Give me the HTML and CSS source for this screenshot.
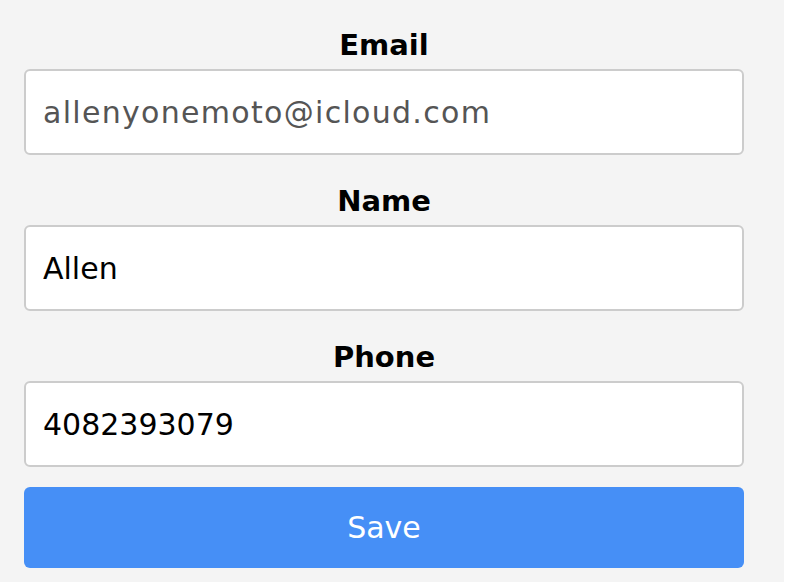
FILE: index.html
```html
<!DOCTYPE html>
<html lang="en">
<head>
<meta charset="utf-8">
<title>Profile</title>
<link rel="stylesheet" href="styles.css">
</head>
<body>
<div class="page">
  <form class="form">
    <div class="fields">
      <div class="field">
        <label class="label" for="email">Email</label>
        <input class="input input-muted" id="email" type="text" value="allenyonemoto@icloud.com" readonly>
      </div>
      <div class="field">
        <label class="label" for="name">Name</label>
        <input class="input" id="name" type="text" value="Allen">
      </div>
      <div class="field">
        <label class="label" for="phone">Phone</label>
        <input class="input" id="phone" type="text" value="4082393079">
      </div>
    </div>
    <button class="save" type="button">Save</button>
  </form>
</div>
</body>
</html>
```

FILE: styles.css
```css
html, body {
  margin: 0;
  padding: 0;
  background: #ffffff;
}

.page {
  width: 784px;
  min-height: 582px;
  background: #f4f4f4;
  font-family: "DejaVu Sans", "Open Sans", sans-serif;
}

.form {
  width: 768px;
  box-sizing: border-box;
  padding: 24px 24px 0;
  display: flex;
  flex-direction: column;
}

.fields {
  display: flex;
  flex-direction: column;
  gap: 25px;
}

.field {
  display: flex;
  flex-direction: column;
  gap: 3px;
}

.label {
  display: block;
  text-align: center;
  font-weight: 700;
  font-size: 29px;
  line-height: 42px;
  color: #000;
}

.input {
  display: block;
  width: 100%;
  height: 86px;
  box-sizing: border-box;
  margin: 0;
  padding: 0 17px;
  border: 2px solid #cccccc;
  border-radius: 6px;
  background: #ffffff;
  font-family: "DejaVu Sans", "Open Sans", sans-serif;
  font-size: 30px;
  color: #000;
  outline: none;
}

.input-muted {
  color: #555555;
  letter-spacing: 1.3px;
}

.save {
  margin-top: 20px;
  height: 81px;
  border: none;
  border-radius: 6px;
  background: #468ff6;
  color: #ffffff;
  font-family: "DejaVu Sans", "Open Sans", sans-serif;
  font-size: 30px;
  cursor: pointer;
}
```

■ ■ ■

Short task – Word for word, quote the lines above. Omit the pictures.

Task output –
Give me the HTML and CSS source for this screenshot.
FILE: index.html
```html
<!DOCTYPE html>
<html lang="en">
<head>
<meta charset="utf-8">
<title>Profile</title>
<link rel="stylesheet" href="styles.css">
</head>
<body>
<div class="page">
  <form class="form">
    <div class="fields">
      <div class="field">
        <label class="label" for="email">Email</label>
        <input class="input input-muted" id="email" type="text" value="allenyonemoto@icloud.com" readonly>
      </div>
      <div class="field">
        <label class="label" for="name">Name</label>
        <input class="input" id="name" type="text" value="Allen">
      </div>
      <div class="field">
        <label class="label" for="phone">Phone</label>
        <input class="input" id="phone" type="text" value="4082393079">
      </div>
    </div>
    <button class="save" type="button">Save</button>
  </form>
</div>
</body>
</html>
```

FILE: styles.css
```css
html, body {
  margin: 0;
  padding: 0;
  background: #ffffff;
}

.page {
  width: 784px;
  min-height: 582px;
  background: #f4f4f4;
  font-family: "DejaVu Sans", "Open Sans", sans-serif;
}

.form {
  width: 768px;
  box-sizing: border-box;
  padding: 24px 24px 0;
  display: flex;
  flex-direction: column;
}

.fields {
  display: flex;
  flex-direction: column;
  gap: 25px;
}

.field {
  display: flex;
  flex-direction: column;
  gap: 3px;
}

.label {
  display: block;
  text-align: center;
  font-weight: 700;
  font-size: 29px;
  line-height: 42px;
  color: #000;
}

.input {
  display: block;
  width: 100%;
  height: 86px;
  box-sizing: border-box;
  margin: 0;
  padding: 0 17px;
  border: 2px solid #cccccc;
  border-radius: 6px;
  background: #ffffff;
  font-family: "DejaVu Sans", "Open Sans", sans-serif;
  font-size: 30px;
  color: #000;
  outline: none;
}

.input-muted {
  color: #555555;
  letter-spacing: 1.3px;
}

.save {
  margin-top: 20px;
  height: 81px;
  border: none;
  border-radius: 6px;
  background: #468ff6;
  color: #ffffff;
  font-family: "DejaVu Sans", "Open Sans", sans-serif;
  font-size: 30px;
  cursor: pointer;
}
```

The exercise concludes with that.